Making the Grades
Patrick Swayze, the main selling point for this movie, plays Jack Charles, a small-time crook that is working himself into the big-time leagues. As he prepares to leave for a trip across the country, two things get in his way: His son and daughter, both of whom he hasn't seen in years. Managing to escape from the corrupt institutions where they were living since the death of their mother, they see Jack as their ticket to freedom. Even though Jack denies knowing either of them, the children are persistent and don't give up on following him through a trail of crime, hoping he will grow to love and help them.

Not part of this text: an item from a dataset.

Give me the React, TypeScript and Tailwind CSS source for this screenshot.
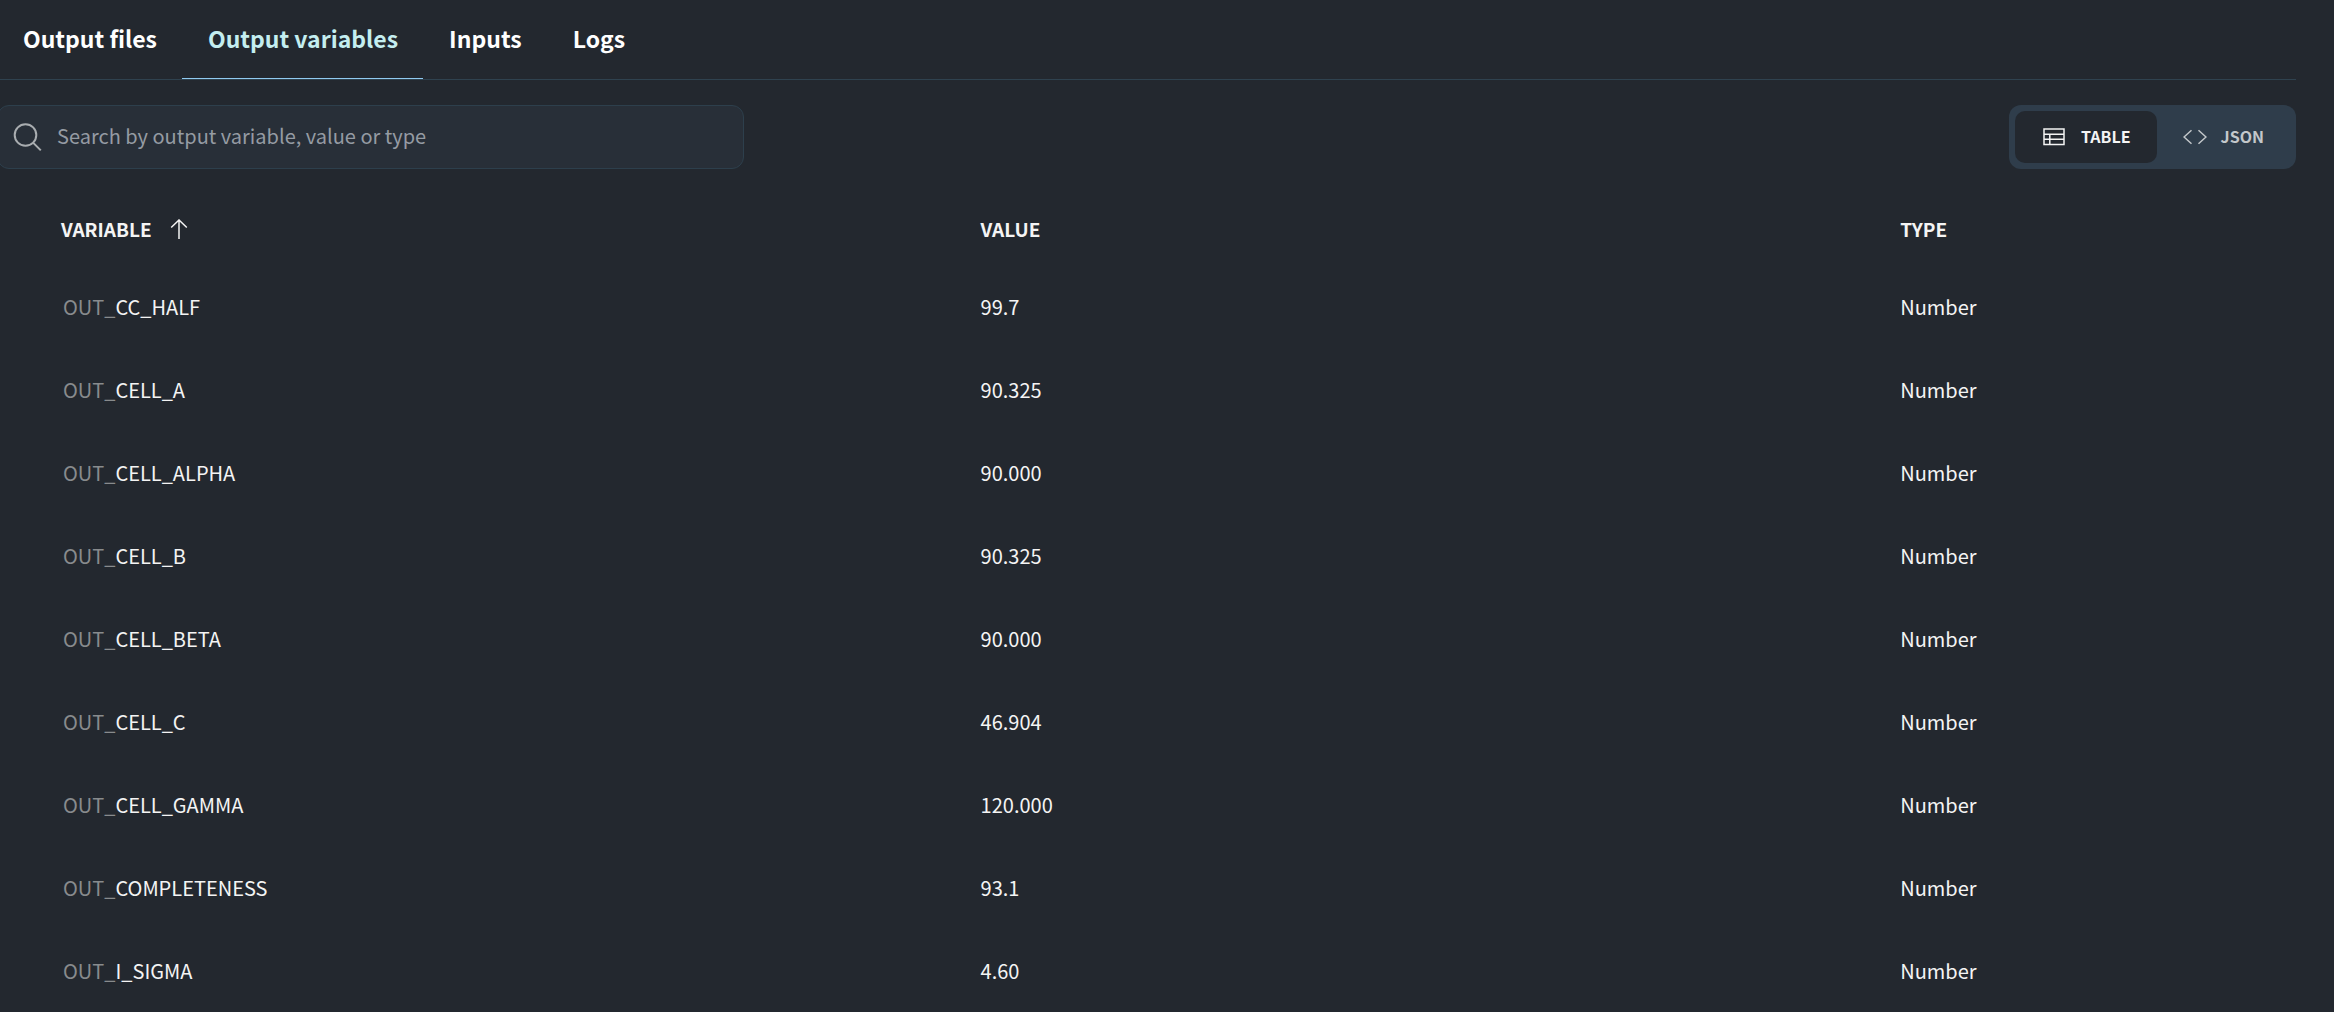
import { useState } from "react";

const TABS = ["Output files", "Output variables", "Inputs", "Logs"];

interface OutputVariable {
  name: string;
  value: string;
  type: string;
}

const VARIABLES: OutputVariable[] = [
  { name: "CC_HALF", value: "99.7", type: "Number" },
  { name: "CELL_A", value: "90.325", type: "Number" },
  { name: "CELL_ALPHA", value: "90.000", type: "Number" },
  { name: "CELL_B", value: "90.325", type: "Number" },
  { name: "CELL_BETA", value: "90.000", type: "Number" },
  { name: "CELL_C", value: "46.904", type: "Number" },
  { name: "CELL_GAMMA", value: "120.000", type: "Number" },
  { name: "COMPLETENESS", value: "93.1", type: "Number" },
  { name: "I_SIGMA", value: "4.60", type: "Number" },
];

function SearchIcon() {
  return (
    <svg className="size-8 shrink-0 text-[#a9adb0]" viewBox="0 0 32 32" fill="none" stroke="currentColor" strokeWidth="2">
      <circle cx="13.5" cy="14" r="10.8" />
      <path d="M21 21.6 28.8 29.4" />
    </svg>
  );
}

function TableIcon() {
  return (
    <svg className="h-4.5 w-5.5" viewBox="0 0 22 18" fill="none" stroke="currentColor" strokeWidth="1.5">
      <rect x="1" y="1" width="20" height="15.5" />
      <path d="M1 6.2h20M1 11.3h20M6.8 6.2v10.3" />
    </svg>
  );
}

function CodeIcon() {
  return (
    <svg className="h-4 w-6" viewBox="0 0 24 16" fill="none" stroke="currentColor" strokeWidth="1.5">
      <path d="M8.5 1.2 1 8l7.5 6.8M15.5 1.2 23 8l-7.5 6.8" />
    </svg>
  );
}

function ArrowUpIcon() {
  return (
    <svg className="h-5 w-4.5" viewBox="0 0 18 20" fill="none" stroke="currentColor" strokeWidth="1.5">
      <path d="M9 1v19M1.2 8.5 9 1l7.8 7.5" />
    </svg>
  );
}

export default function App() {
  const [tab, setTab] = useState("Output variables");
  const [view, setView] = useState("table");
  const [query, setQuery] = useState("");

  const rows = VARIABLES.filter(v =>
    `OUT_${v.name} ${v.value} ${v.type}`.toLowerCase().includes(query.toLowerCase())
  );

  return (
    <div className="min-h-screen overflow-hidden bg-[#23282f] font-['Noto_Sans_CJK_SC',sans-serif] text-[#f4f4f4]">
      <div className="-ml-[3px] mr-[38px]">
        <nav className="flex h-20 border-b border-[#2f424f]">
          {TABS.map(t => (
            <button
              key={t}
              onClick={() => setTab(t)}
              className={
                t === tab
                  ? "border-b border-[#90caf0] pr-[25px] pb-0.5 pl-[26px] text-[23px] leading-8 font-bold text-[#c4eef0]"
                  : "border-b border-transparent pr-[25px] pb-0.5 pl-[26px] text-[23px] leading-8 font-bold text-white"
              }
            >
              {t}
            </button>
          ))}
        </nav>

        <div className="mt-[25px] flex items-center justify-between">
          <label className="flex h-16 w-[747px] items-center gap-[13px] rounded-xl border border-[#2d3f4c] bg-[#282f38] pl-3.5">
            <SearchIcon />
            <input
              type="text"
              aria-label="Search variables"
              value={query}
              onChange={e => setQuery(e.target.value)}
              placeholder="Search by output variable, value or type"
              className="min-w-0 flex-1 bg-transparent pb-0.5 text-[20px] leading-8 outline-none placeholder:text-[#959ba3]"
            />
          </label>

          <div className="flex h-16 rounded-xl bg-[#2f3d4b] p-1.5 text-[16px] leading-6 font-bold">
            <button
              onClick={() => setView("table")}
              className={
                view === "table"
                  ? "flex items-center gap-4 rounded-[10px] bg-[#23282f] pr-[26px] pl-7 text-[#f4f4f4]"
                  : "flex items-center gap-4 rounded-[10px] pr-[26px] pl-7 text-[#c3c7ca]"
              }
            >
              <TableIcon />
              <span className="pb-0.5">TABLE</span>
            </button>
            <button
              onClick={() => setView("json")}
              className={
                view === "json"
                  ? "flex items-center gap-3.5 rounded-[10px] bg-[#23282f] px-[26px] text-[#f4f4f4]"
                  : "flex items-center gap-3.5 rounded-[10px] px-[26px] text-[#c3c7ca]"
              }
            >
              <CodeIcon />
              <span className="pb-0.5">JSON</span>
            </button>
          </div>
        </div>

        {view === "table" ? (
          <table className="mt-6 w-full table-fixed text-left text-[20px] leading-8">
            <thead className="text-[19px]">
              <tr className="h-[72px]">
                <th className="w-2/5 pl-16 font-bold">
                  <button className="flex items-center gap-4.5">
                    VARIABLE
                    <ArrowUpIcon />
                  </button>
                </th>
                <th className="w-2/5 pl-16 font-bold">VALUE</th>
                <th className="w-1/5 pl-16 font-bold">TYPE</th>
              </tr>
            </thead>
            <tbody>
              {rows.map(v => (
                <tr key={v.name} className="h-[83px]">
                  <td className="pl-[66px]">
                    <span className="text-[#888b8d]">OUT_</span>
                    {v.name}
                  </td>
                  <td className="pl-16">{v.value}</td>
                  <td className="pl-16">{v.type}</td>
                </tr>
              ))}
            </tbody>
          </table>
        ) : (
          <pre className="mt-8 pl-16 text-[20px] leading-8">
            {JSON.stringify(Object.fromEntries(rows.map(v => [`OUT_${v.name}`, v.value])), null, 2)}
          </pre>
        )}
      </div>
    </div>
  );
}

This isn't the first movie I have seen from one of Disney's studio cousins that do their best to portray a criminal as a good guy. It seems to be a popular twist, not to mention a tempting desire for any director to convince his audience by the end of the movie that this common crook is really wonderful. I must admit, director Roodt does an admirable job in this film, of pulling the tears for the swindling character of Jack Charles.
Bad guys with good hearts are not new, but the way they are being presented is following a familiar theme. You find yourself booing the police in these movies, along with everyone else in a position of authority. The only person in this movie you can trust is a newspaper reporter, who seems to have nothing but time on her hands.
I forgot to mention as well, that this is a comedy. Children taught how to avoid the law, steal, and be left abandoned just don't hit my funny bone. The one thing this movie pointed out to me was what a rotten life some kids probably do have. I'd call that a tragedy.